Barriers to Retrospective Justice
Survivors demanding accountability face three primary bottlenecks:
- The Statute of Limitations: Many enabling acts (conspiracy to obstruct justice, witness intimidation) have shorter windows for prosecution than the primary sexual offenses.
- Corporate Dissolution of Responsibility: Harrods has changed ownership (sold to the Qatar Investment Authority in 2010). The current entity can argue that it bears no legal responsibility for the "legacy" culture of a previous owner, effectively orphaning the liability.
- The Death of the Principal: With Al Fayed deceased, the central node of the conspiracy is gone. Defense lawyers for enablers will invariably shift all blame onto the dead man, claiming they were also "victims" of his bullying and had no choice but to comply.
Quantifying the Damage Beyond the Individual
The "Accountability Gap" has a measurable impact on the labor market and institutional trust. When a brand as prominent as Harrods is revealed to have been a hunting ground, the "Brand Tax" is applied to all associated parties.

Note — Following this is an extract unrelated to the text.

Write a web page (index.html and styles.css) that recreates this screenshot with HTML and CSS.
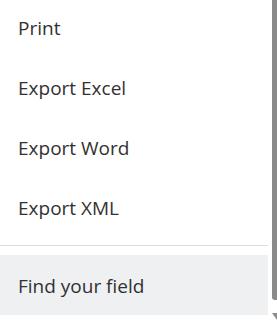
FILE: index.html
```html
<!DOCTYPE html>
<html>
  <head>
    <meta charset="UTF-8">
    <title>Menu</title>
    <link rel="stylesheet" href="styles.css">
  </head>
  <body>
    <div class="frame">
      <ul class="menu">
        <li class="item first">Print</li>
        <li class="item">Export Excel</li>
        <li class="item">Export Word</li>
        <li class="item">Export XML</li>
        <li class="divider"></li>
        <li class="item hover">Find your field</li>
      </ul>
      <div class="scrollbar">
        <div class="thumb"></div>
        <svg class="arrow" width="5" height="8" viewBox="0 0 5 8">
          <polygon points="0,0 5,0 5,7" fill="#8c8c8c"/>
        </svg>
      </div>
    </div>
  </body>
</html>
```

FILE: styles.css
```css
body {
  margin: 0;
  background: #fff;
  font-family: "Open Sans", "Noto Sans", sans-serif;
}
.frame {
  display: flex;
  height: 328px;
}
.menu {
  list-style: none;
  margin: 0;
  padding: 0;
  width: 268px;
}
.item {
  height: 60px;
  line-height: 60px;
  padding-left: 18px;
  font-size: 19px;
  color: #323130;
  box-sizing: border-box;
}
.item.first {
  height: 58px;
  line-height: 56px;
}
.divider {
  height: 1px;
  margin: 7px 0 9px;
  background: #dcdcdc;
}
.item.hover {
  background: #eff0f2;
  padding-top: 3px;
  line-height: 57px;
}
.scrollbar {
  width: 9px;
  display: flex;
  flex-direction: column;
  align-items: flex-end;
}
.thumb {
  width: 5px;
  height: 300px;
  background: #8a8a8a;
  border-bottom-left-radius: 3px;
}
.arrow {
  margin-top: 13px;
}
```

- Talent Attrition: High-performing individuals avoid the institution, leading to a "brain drain" where only the complicit or the desperate remain.
- The Insurance Premium: Future insurance for Directors and Officers (D&O) insurance skyrockets as the firm is flagged for "High Cultural Risk."
- Legal Precedent: Every failed prosecution of an enabler sets a lower bar for future corporate misconduct, signaling to other firms that as long as the principal perpetrator is protected or deceased, the supporting cast is safe.
The Mechanics of Necessary Reform
If the legal system is to bridge the gap between survivor demands and actual prosecutions, the focus must shift to "Corporate Manslaughter" style legislation for sexual misconduct. This would involve:
- Mandatory Reporting for Executives: Removing the "I didn't know" defense by legally requiring executives to report any allegation of a criminal nature to an external authority, not an internal one.
- The Invalidation of NDAs in Criminal Matters: Federal or national laws must explicitly state that no civil contract can prevent an individual from speaking to law enforcement or testifying about a crime.
- Clawback Provisions: Financial penalties should be leveled against the estates of perpetrators and the bonuses of executives who presided over the "settle and silence" era.
Strategic Forecast: The Era of Vicarious Liability
The movement toward holding enablers accountable is the first wave of a broader shift toward "Vicarious Corporate Liability." We are moving away from an era where the corporation is treated as a person for the purposes of rights, but a ghost for the purposes of responsibilities.
The next five years will likely see a surge in civil litigation targeting the "professional service" layer—law firms that drafted the predatory NDAs, accounting firms that buried the settlement payments, and security firms that provided the muscle. The objective is to make the cost of enabling so prohibitively expensive that the "rational" corporate choice shifts from protection to immediate expulsion.
The survivors of Al Fayed are not just seeking retribution; they are stress-testing the modern corporate structure. The result of this test will determine whether a CEO's office remains a sovereign territory beyond the reach of the law.
The immediate tactical move for regulatory bodies is the appointment of an independent Special Master with full access to Harrods' historical archives from the 1980s through 2010. Any attempt to withhold documents under "attorney-client privilege" must be challenged under the Crime-Fraud Exception, which stipulates that privilege does not apply if the communication was made to further a criminal or fraudulent act. This is the only path to identifying the specific nodes in the network that allowed a decade of predation to be treated as a line item on a balance sheet.